From the start, selection runs into trouble. The New Orleans murder rate is eight times the national average. The first day of voir dire, Gray announces that he’ll make sure they end on time each evening, because he doesn’t want anyone on the streets when the sun begins to set. Nine days in, the prosecutor, Cynthia Killingsworth, comments that it’s the first day since they’ve been in New Orleans that there hasn’t been a murder. Gray corrects her: There was a murder. There’s been a murder every day. One juror’s nephew was involved in two murders. Another’s friend is on death row. A woman’s half brother is serving three consecutive life sentences for murder. She couldn’t impose the death penalty on anyone, she says, because he maintains his innocence and in case that’s true, she wouldn’t want him to die. One man didn’t used to believe in the death penalty, but his best friend of thirty years was found murdered on the street two months ago, and now he’s not sure. He’s just not sure. Another’s brother was murdered. A woman’s daughter’s friend. “They never found out who did it,” she says. A man’s son was murdered at seven. “I sat down here and I got forty years of memories coming back to me,” he says. “I don’t mind coming to do my civic duty, but this one’s really tough for me.”

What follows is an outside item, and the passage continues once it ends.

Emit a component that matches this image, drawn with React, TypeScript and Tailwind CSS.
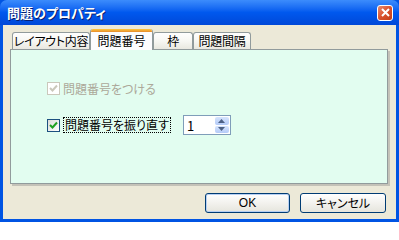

Because of death qualification, it is arguably not that hard to get off a death penalty jury. You just have to say you couldn’t impose a death sentence, no matter the crime. By a week into voir dire, roughly three-quarters of the prospective jurors are saying they don’t believe in the death penalty. That percentage seems suspect. True, this is liberal New Orleans, but it’s still Louisiana, part of the so-called fry belt—named for its old quickness with the electric chair—and still one of the most active death penalty states in the country.
So when one lady, asked if she could vote to impose death, says, “Oh, no, I couldn’t do that,” a lawyer finally presses her further. “Do you mean to tell me,” the lawyer says, “that if we have the trial and the lawyers present their evidence and you’re convinced on guilt, you could not consider the death penalty?”